--- begin Material ---
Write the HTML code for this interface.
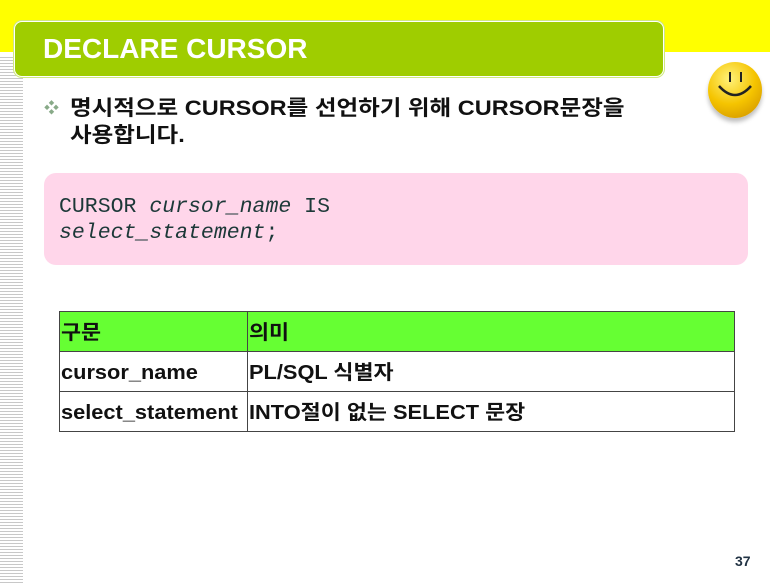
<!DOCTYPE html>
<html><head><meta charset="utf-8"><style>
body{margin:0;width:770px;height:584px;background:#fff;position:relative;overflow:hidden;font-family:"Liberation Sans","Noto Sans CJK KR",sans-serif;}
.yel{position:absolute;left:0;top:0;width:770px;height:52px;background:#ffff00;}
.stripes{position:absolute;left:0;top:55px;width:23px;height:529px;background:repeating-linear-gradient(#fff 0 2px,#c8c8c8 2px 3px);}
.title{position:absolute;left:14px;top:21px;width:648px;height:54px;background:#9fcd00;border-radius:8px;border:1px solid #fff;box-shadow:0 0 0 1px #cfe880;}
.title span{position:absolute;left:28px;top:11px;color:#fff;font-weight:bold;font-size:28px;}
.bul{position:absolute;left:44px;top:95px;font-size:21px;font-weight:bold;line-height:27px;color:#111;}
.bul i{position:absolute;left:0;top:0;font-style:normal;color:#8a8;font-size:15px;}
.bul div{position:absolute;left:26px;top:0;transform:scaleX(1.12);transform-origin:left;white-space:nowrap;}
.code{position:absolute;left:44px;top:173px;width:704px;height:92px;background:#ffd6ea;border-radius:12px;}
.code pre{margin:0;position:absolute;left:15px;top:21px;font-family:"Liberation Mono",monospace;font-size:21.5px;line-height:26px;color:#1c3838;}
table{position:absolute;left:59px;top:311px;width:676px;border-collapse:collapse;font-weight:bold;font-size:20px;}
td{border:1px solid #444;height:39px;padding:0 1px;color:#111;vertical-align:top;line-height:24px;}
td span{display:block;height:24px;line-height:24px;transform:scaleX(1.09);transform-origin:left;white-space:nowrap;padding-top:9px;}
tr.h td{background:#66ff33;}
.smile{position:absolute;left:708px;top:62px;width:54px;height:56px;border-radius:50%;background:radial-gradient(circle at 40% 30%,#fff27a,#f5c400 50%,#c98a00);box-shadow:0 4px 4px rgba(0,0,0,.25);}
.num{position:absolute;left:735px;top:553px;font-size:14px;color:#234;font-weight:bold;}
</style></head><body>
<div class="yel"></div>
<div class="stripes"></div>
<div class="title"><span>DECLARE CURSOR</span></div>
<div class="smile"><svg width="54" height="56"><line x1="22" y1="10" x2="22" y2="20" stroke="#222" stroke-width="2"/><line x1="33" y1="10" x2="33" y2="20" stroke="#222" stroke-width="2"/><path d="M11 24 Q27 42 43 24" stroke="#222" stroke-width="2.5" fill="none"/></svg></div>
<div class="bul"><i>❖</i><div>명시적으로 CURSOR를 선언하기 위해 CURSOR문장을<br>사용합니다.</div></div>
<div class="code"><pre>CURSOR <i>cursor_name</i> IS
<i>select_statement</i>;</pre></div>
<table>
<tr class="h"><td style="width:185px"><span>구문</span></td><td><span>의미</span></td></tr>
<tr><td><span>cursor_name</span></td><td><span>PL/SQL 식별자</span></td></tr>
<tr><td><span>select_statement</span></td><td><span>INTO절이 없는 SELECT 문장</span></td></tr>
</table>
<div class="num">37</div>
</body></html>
--- end Material ---
Stated exercise:
From the listing above, copy every line that holds the string "code".

Solution below:
Write the HTML code for this interface.
.code{position:absolute;left:44px;top:173px;width:704px;height:92px;background:#ffd6ea;border-radius:12px;}
.code pre{margin:0;position:absolute;left:15px;top:21px;font-family:"Liberation Mono",monospace;font-size:21.5px;line-height:26px;color:#1c3838;}
<div class="code"><pre>CURSOR <i>cursor_name</i> IS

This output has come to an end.